There it is again – that familiar sinking feeling in my stomach, the emptiness that fills me up. I want to stay in bed and not get out. I look around and wonder for the millionth time, “How did I get here?” How is it possible that all at once everything is so familiar and yet so foreign? Those are my clothes in the closet, those are my books on the shelves, those are my coffee mugs that I use every morning….but this place – this place is not my own. This place is not the place I thought I would make my home. How did my life get turned so upside down? How can I make time stop, just long enough for me to figure this out?
However, despite the feeling of being disoriented once again, I have to keep going. I can’t just hide under the covers or sleep away the day to avoid this new reality. Time doesn’t stop. Life doesn’t stop. My responsibilities don’t stop.

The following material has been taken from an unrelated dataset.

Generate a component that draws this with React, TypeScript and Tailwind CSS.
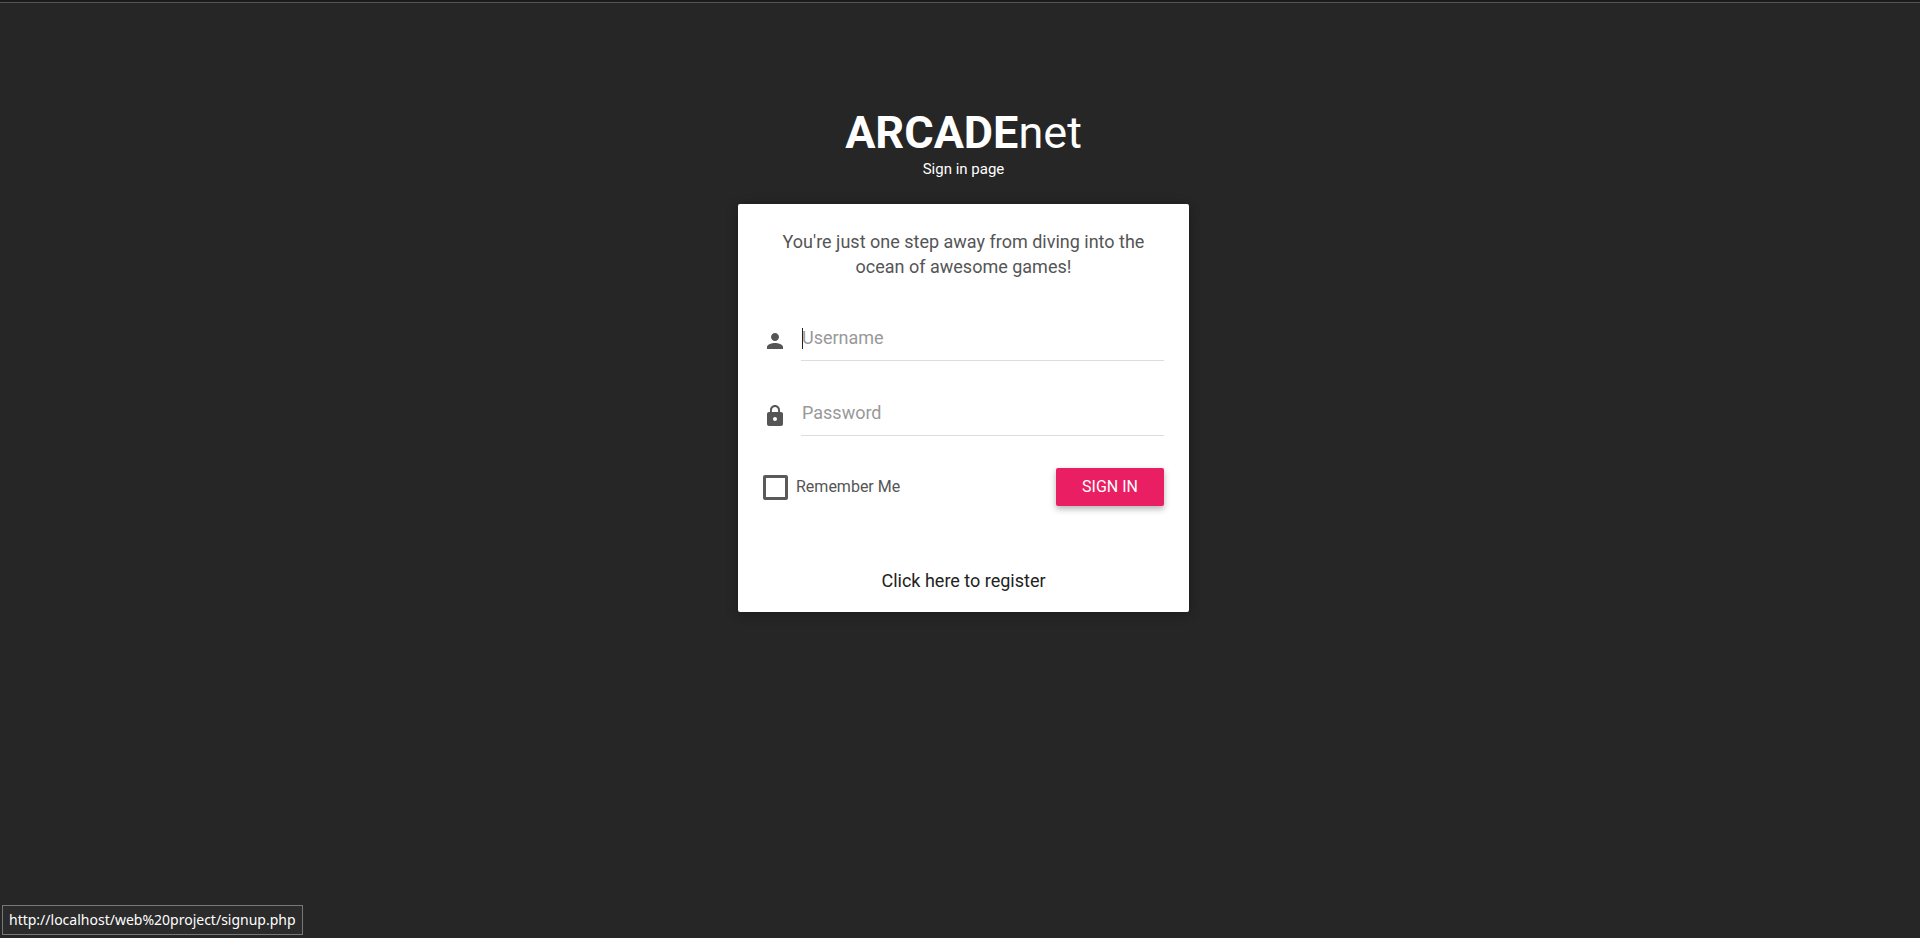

So instead of giving in to the comfort of my bed and the confusing swirl of my thoughts, I get up and I make my coffee. I put my clothes on for the day. I take Pugsley for a walk and listen to music – sometimes it’s music to match my mood and sometimes to snap me out of my “funk.” Time doesn’t stop, so neither can I. Life doesn’t stop, so neither can I.
I continue trying to positively influence my students. I continue spending time with those who are important in my life. I continue reading the things that interest me. I continue working on becoming a better person. I continue purusing the things that bring me joy.
Time won’t stop, and neither will I.